In just the past two years, though, solar PV has resulted in a “power explosion” in Africa and Asia. Some solutions, such as Black Star Energy (Ghana) rely on solar microgrids, or small-scale versions of what we have in America. Others, like Off-Grid Electric (Tanzania) sell SHSs that run on panels installed on individual homes and can power lights, chargers, and a TV (though not a refrigerator, in most cases).
The impact of bringing energy to these communities goes beyond lighting and television. In Daban, Ghana, residents got access to yellow fever vaccines safely stored in the town for the first time in 2017 (the vaccine needs to be refrigerated). This potential for improved health and safety has resulted in government initiatives to promote solar PV; In Kenya, for example, Lighting Africa sponsored media campaigns, and even staged a product placement in one of the country’s most popular television shows. The campaign ran from 2009 to 2013, and adoption of solar energy in Kenya rose as a direct result.

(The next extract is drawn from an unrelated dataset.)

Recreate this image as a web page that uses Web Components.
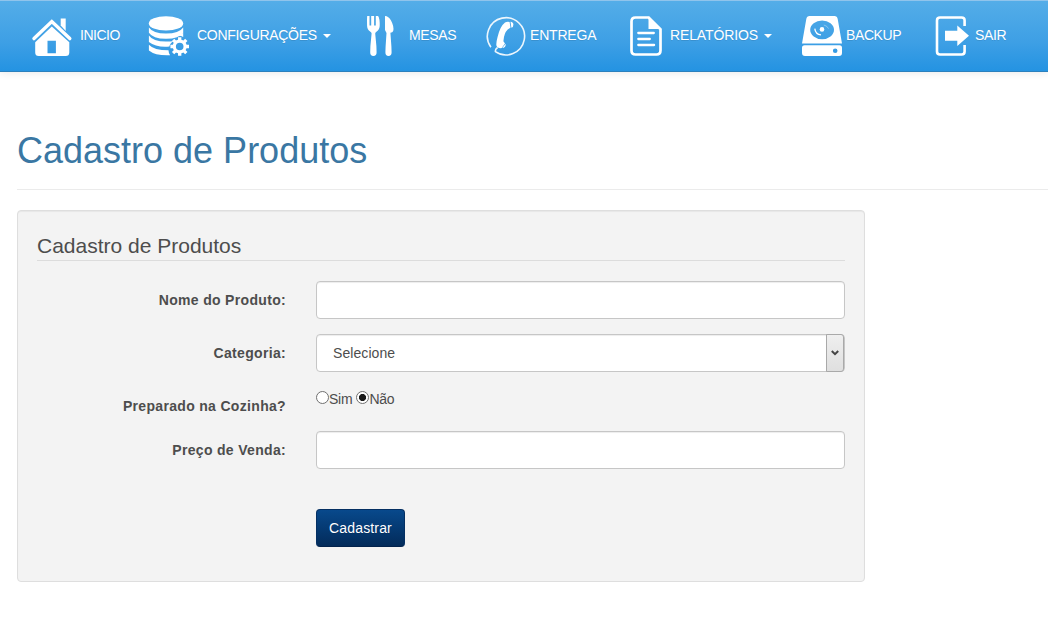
<!DOCTYPE html>
<html lang="pt-BR">
<head>
<meta charset="utf-8">
<title>Cadastro de Produtos</title>
<style>
    body {
        margin: 0;
        background: #fff;
        color: #4d4d4d;
        font: 14px/20px "Liberation Sans", Arial, sans-serif;
        overflow: hidden;
    }
</style>
</head>
<body>
<app-navbar>
    <nav-item icon="home" style="--gap: 8px; --w: 116px; --track: -.5px">INICIO</nav-item>
    <nav-item icon="database" caret style="--gap: 9px; --w: 212px; --track: -.3px">CONFIGURAÇÕES</nav-item>
    <nav-item icon="cutlery" style="--gap: 9px; --w: 126px; --track: -.35px">MESAS</nav-item>
    <nav-item icon="phone" style="--gap: 4px; --w: 140px; --track: -.2px">ENTREGA</nav-item>
    <nav-item icon="report" caret style="--gap: 4px; --w: 176px; --track: -.12px">RELATÓRIOS</nav-item>
    <nav-item icon="disk" style="--gap: 4px; --w: 129px; --track: -.4px">BACKUP</nav-item>
    <nav-item icon="exit" style="--gap: 4px; --w: 80px; --track: -.35px">SAIR</nav-item>
</app-navbar>
<page-header>Cadastro de Produtos</page-header>
<form-panel>
    <span slot="legend">Cadastro de Produtos</span>
    <form-row label="Nome do Produto:"><text-field></text-field></form-row>
    <form-row label="Categoria:"><select-field value="Selecione"></select-field></form-row>
    <form-row label="Preparado na Cozinha?">
        <radio-option>Sim</radio-option><radio-option checked>Não</radio-option>
    </form-row>
    <form-row label="Preço de Venda:"><text-field></text-field></form-row>
    <submit-button slot="actions">Cadastrar</submit-button>
</form-panel>

<script>
const icons = {
    home: `
        <path d="M28.7 9.5V2.6h5V15z"/>
        <path d="M2 22.6 19.8 5.6l18 17" fill="none" stroke="#fff" stroke-width="3.4" stroke-linecap="round"/>
        <path fill-rule="evenodd" d="M19.8 10.6 3.2 26.2v10.3q0 3.5 3.5 3.5h27q3.6 0 3.6-3.5V26.2zM15.5 24.8h8.4v12.4h-8.4z"/>`,
    database: `
        <ellipse cx="18" cy="7.4" rx="17.2" ry="7.2"/>
        <path d="M.9 11.5q4 6 17.1 6t17.2-6v5.2q-4 6-17.2 6t-17.1-6z"/>
        <path d="M.9 19.6q4 6 17.1 6 4.4 0 8-.7-4.2 2-4.6 5.6-13 1.2-20.5-4.5z"/>
        <path d="M.9 28.7q5 5.6 19.6 5.6.2 3.6 1.6 5Q7.5 39.9.9 34.5z"/>
        <path d="M29 19.8q3.5-1 6.2-3.1v4.2q-2-1.3-6.2-1.1z"/>
        <circle cx="31.7" cy="30.5" r="5.4" fill="none" stroke="#fff" stroke-width="3.2"/>
        <g stroke="#fff" stroke-width="3.3">
            <path d="M31.7 21.2v3.5M31.7 36.3v3.5M22.4 30.5h3.5M37.5 30.5H41M25.1 23.9l2.5 2.5M35.8 34.6l2.5 2.5M25.1 37.1l2.5-2.5M35.8 26.4l2.5-2.5"/>
        </g>`,
    cutlery: `
        <path d="M7.2 0h2.3v9.5h1.7V0h2.9v9.5h1.7V0h2.3q1.8 2.5 1.6 10-.3 4-3 5.4-1.5.8-1.5 2l1.2 12.6.2 6.2q0 3.8-3.2 3.8t-3.2-3.8l.2-6.2 1.2-12.6q0-1.2-1.5-2-2.8-1.4-3-5.4-.2-7.5.1-10z"/>
        <path d="M25 0q3.5 0 6 4.5 3.3 6 2.2 10.6-.6 1.7-2.8 1.7l1 13.7.2 5.7q0 3.8-3.1 3.8t-3.1-3.8l.2-5.7L26.5 17 25 14z"/>`,
    phone: `
        <path d="M4.9 31.2A18.6 18.6 0 1 1 9.4 35.6Q9 33.2 11.6 31.5" fill="none" stroke="#fff" stroke-width="1.6" stroke-opacity=".9"/>
        <path d="M19 6.4q2.2-1.2 4.6-.5l.9 5.6-2.8 2.1q-3.7 3.6-4.3 11.6l1.6 2.3-3.3 4.6q-4.4.4-5.3-2.6-.4-2.7 1.1-8.2 2.4-11 7.5-14.9z"/>
        <path d="M24.5 5.7q2.9.4 2.9 2.8 0 2.8-2 3.2zM19.6 27.8q.6 3.7-3.4 4.3z"/>`,
    report: `
        <path d="M22.7 1.5H9.5q-4 0-4 4v29q0 4 4 4h21q4 0 4-4V13.3z" fill="none" stroke="#fff" stroke-width="2.7"/>
        <path d="M22.5.6V13h12.8z"/>
        <path d="M12.3 17h15.5M12.3 23h11.5M12.3 29h15.8" stroke="#fff" stroke-width="2.3" stroke-linecap="round"/>`,
    disk: `
        <path fill-rule="evenodd" d="M7.6 0h24.8q2.8 0 3.3 3L40 27.6H0L4.3 3Q4.8 0 7.6 0zM8.2 13.8a11.9 9.4 0 1 0 23.8 0a11.9 9.4 0 1 0-23.8 0z"/>
        <circle cx="20" cy="13.4" r="2.3"/>
        <path d="M12.8 12.6q.6 5.6 6.2 6.3" fill="none" stroke="#fff" stroke-width="1.3"/>
        <path d="M21.8 9q3.6.8 4.7 3.6" fill="none" stroke="#fff" stroke-width="1" opacity=".35"/>
        <path fill-rule="evenodd" d="M2.5 29.3h35q2.5 0 2.5 2.5v5q0 3.2-3 3.2H3q-3 0-3-3.2v-5q0-2.5 2.5-2.5zM30.9 34.7a2.3 2.3 0 1 0 4.6 0a2.3 2.3 0 1 0-4.6 0z"/>`,
    exit: `
        <path d="M33.6 10V4.5q0-3-3-3H9q-3 0-3 3v31q0 3 3 3h21.6q3 0 3-3V29" fill="none" stroke="#fff" stroke-width="2.6"/>
        <path d="M14 14.7h12.3V9.5L38 19.8 26.3 30v-5.2H14z"/>`
};

class AppNavbar extends HTMLElement {
    constructor() {
        super();
        this.attachShadow({ mode: 'open' });
        this.shadowRoot.innerHTML = `
            <style>
                :host {
                    display: block;
                    box-sizing: border-box;
                    height: 72px;
                    border-top: 1px solid #90c4ec;
                    border-bottom: 1px solid #2b80bd;
                    background: linear-gradient(#54ade8, #3d9fe5 60%, #2493e2);
                    box-shadow: 0 1px 8px rgba(0, 0, 0, .09);
                }
                nav {
                    display: flex;
                    padding: 15px 0 0 32px;
                }
            </style>
            <nav><slot></slot></nav>
        `;
    }
}

class NavItem extends HTMLElement {
    constructor() {
        super();
        this.attachShadow({ mode: 'open' });
    }

    connectedCallback() {
        this.shadowRoot.innerHTML = `
            <style>
                :host {
                    display: block;
                    flex: none;
                    width: var(--w);
                    color: #fff;
                }
                a {
                    display: flex;
                    align-items: flex-start;
                    white-space: nowrap;
                }
                svg {
                    flex: none;
                    width: 40px;
                    height: 40px;
                    margin-right: var(--gap);
                    overflow: visible;
                }
                .label {
                    margin-top: 9px;
                    letter-spacing: var(--track);
                    text-shadow: 0 1px 0 rgba(0, 0, 0, .1);
                }
                .caret {
                    margin: 18px 0 0 6px;
                    border: 4px solid transparent;
                    border-top-color: #fff;
                    border-bottom: 0;
                }
            </style>
            <a>
                <svg viewBox="0 0 40 40" fill="#fff">${icons[this.getAttribute('icon')]}</svg>
                <span class="label"><slot></slot></span>
                ${this.hasAttribute('caret') ? '<span class="caret"></span>' : ''}
            </a>
        `;
    }
}

class PageHeader extends HTMLElement {
    constructor() {
        super();
        this.attachShadow({ mode: 'open' });
        this.shadowRoot.innerHTML = `
            <style>
                :host {
                    display: block;
                    margin: 59px 0 20px 17px;
                    padding-bottom: 18px;
                    border-bottom: 1px solid #ebebeb;
                }
                h1 {
                    margin: 0;
                    color: #3a77a3;
                    font-size: 36px;
                    font-weight: 400;
                    line-height: 40px;
                }
            </style>
            <h1><slot></slot></h1>
        `;
    }
}

class FormPanel extends HTMLElement {
    constructor() {
        super();
        this.attachShadow({ mode: 'open' });
        this.shadowRoot.innerHTML = `
            <style>
                :host {
                    display: block;
                    box-sizing: border-box;
                    width: 848px;
                    height: 372px;
                    margin-left: 17px;
                    padding: 19px;
                    border: 1px solid #dedede;
                    border-radius: 4px;
                    background: #f3f3f3;
                    box-shadow: inset 0 1px 1px rgba(0, 0, 0, .05);
                }
                .legend {
                    box-sizing: border-box;
                    height: 31px;
                    margin-bottom: 20px;
                    border-bottom: 1px solid #dcdcdc;
                    font-size: 21px;
                    line-height: 32px;
                }
                .rows {
                    display: grid;
                    gap: 15px;
                }
                .actions {
                    margin: 40px 0 0 279px;
                }
            </style>
            <div class="legend"><slot name="legend"></slot></div>
            <div class="rows"><slot></slot></div>
            <div class="actions"><slot name="actions"></slot></div>
        `;
    }
}

class FormRow extends HTMLElement {
    constructor() {
        super();
        this.attachShadow({ mode: 'open' });
    }

    connectedCallback() {
        this.shadowRoot.innerHTML = `
            <style>
                :host {
                    display: grid;
                    grid-template-columns: 249px 1fr;
                    column-gap: 30px;
                }
                label {
                    padding-top: 9px;
                    font-weight: 700;
                    letter-spacing: .32px;
                    text-align: right;
                }
            </style>
            <label>${this.getAttribute('label')}</label>
            <div><slot></slot></div>
        `;
    }
}

class TextField extends HTMLElement {
    constructor() {
        super();
        this.attachShadow({ mode: 'open' });
        this.shadowRoot.innerHTML = `
            <style>
                :host { display: block; }
                input {
                    display: block;
                    box-sizing: border-box;
                    width: 100%;
                    height: 38px;
                    padding: 8px 12px;
                    border: 1px solid #c6c6c6;
                    border-radius: 4px;
                    background: #fff;
                    box-shadow: inset 0 1px 1px rgba(0, 0, 0, .075);
                    font: inherit;
                }
            </style>
            <input type="text">
        `;
    }
}

class SelectField extends HTMLElement {
    constructor() {
        super();
        this.attachShadow({ mode: 'open' });
    }

    connectedCallback() {
        this.shadowRoot.innerHTML = `
            <style>
                :host {
                    display: flex;
                    box-sizing: border-box;
                    height: 38px;
                    border: 1px solid #c6c6c6;
                    border-radius: 4px;
                    background: #fff;
                    box-shadow: inset 0 1px 1px rgba(0, 0, 0, .075);
                }
                .value {
                    flex: 1;
                    padding: 8px 16px;
                    letter-spacing: .08px;
                }
                .arrow {
                    display: grid;
                    place-items: center;
                    box-sizing: border-box;
                    width: 18px;
                    border: 1px solid #a9a9a9;
                    border-radius: 0 3px 3px 0;
                    background: linear-gradient(#efefef, #dfdfdf);
                    margin: -1px 0 -1px 0;
                }
            </style>
            <span class="value">${this.getAttribute('value')}</span>
            <span class="arrow">
                <svg width="8" height="6" viewBox="0 0 8 6"><path d="M.8 1 4 4.2 7.2 1" fill="none" stroke="#444" stroke-width="2"/></svg>
            </span>
        `;
    }
}

class RadioOption extends HTMLElement {
    constructor() {
        super();
        this.attachShadow({ mode: 'open' });
    }

    connectedCallback() {
        this.shadowRoot.innerHTML = `
            <style>
                :host {
                    display: inline-flex;
                    height: 20px;
                    margin-right: 4px;
                    vertical-align: top;
                }
                .dot {
                    box-sizing: border-box;
                    width: 13px;
                    height: 13px;
                    margin-top: 4px;
                    border: 1px solid #707070;
                    border-radius: 50%;
                    background: #fff;
                }
                :host([checked]) .dot {
                    background: radial-gradient(circle, #1a1a1a 3.2px, #fff 3.9px);
                }
                .text {
                    margin-top: 2px;
                    letter-spacing: -.25px;
                }
            </style>
            <span class="dot"></span><span class="text"><slot></slot></span>
        `;
    }
}

class SubmitButton extends HTMLElement {
    constructor() {
        super();
        this.attachShadow({ mode: 'open' });
        this.shadowRoot.innerHTML = `
            <style>
                :host { display: block; }
                button {
                    display: block;
                    box-sizing: border-box;
                    width: 89px;
                    height: 38px;
                    padding: 0;
                    border: 1px solid #042f62;
                    border-bottom-color: #02224c;
                    border-radius: 4px;
                    background: linear-gradient(#08498c, #053a73 50%, #032b5a);
                    color: #fff;
                    font: inherit;
                    letter-spacing: .15px;
                    text-shadow: 0 1px 0 rgba(0, 0, 0, .1);
                }
            </style>
            <button type="button"><slot></slot></button>
        `;
    }
}

customElements.define('app-navbar', AppNavbar);
customElements.define('nav-item', NavItem);
customElements.define('page-header', PageHeader);
customElements.define('form-panel', FormPanel);
customElements.define('form-row', FormRow);
customElements.define('text-field', TextField);
customElements.define('select-field', SelectField);
customElements.define('radio-option', RadioOption);
customElements.define('submit-button', SubmitButton);
</script>
</body>
</html>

Is Solar Energy The New Cell Phone? American Investors Sure Think So
In 2016 VCs invested over $200M in solar energy. D.light, a solar provider with offices in California, Kenya, China, and India, says it has powered over 83 million households. Its competitor, M-Kopa, an American startup that launched in Kenya seven years ago, has over half a million pay-as-you-go solar customers.
A NewtonX expert, formerly a partner with a Silicon Valley VC firm, noted that solar caught the interest of American investors because it became significantly more affordable in 2015-2016. Due to a drop in the price of solar panels and a rise in the efficiency of light bulbs and appliances, where once solar was not an affordable grid alternative, today it is. “Eight years ago, four hours of light, television, and phone charging would have cost a Kenyan close to $1,000; today, it’s closer to $300,” declared the former VC partner. A billion person market and an affordable product have combined to make off-grid solar energy one of the biggest market opportunities available today.
Because off-the-grid regions are more likely to adopt solar than, say, an American who has had power their entire life (especially now that Trump called solar “just an expensive way of making the tree huggers feel good about themselves”), it’s likely that regions that just ten years ago lacked power, will become models of renewably-powered homes and communities.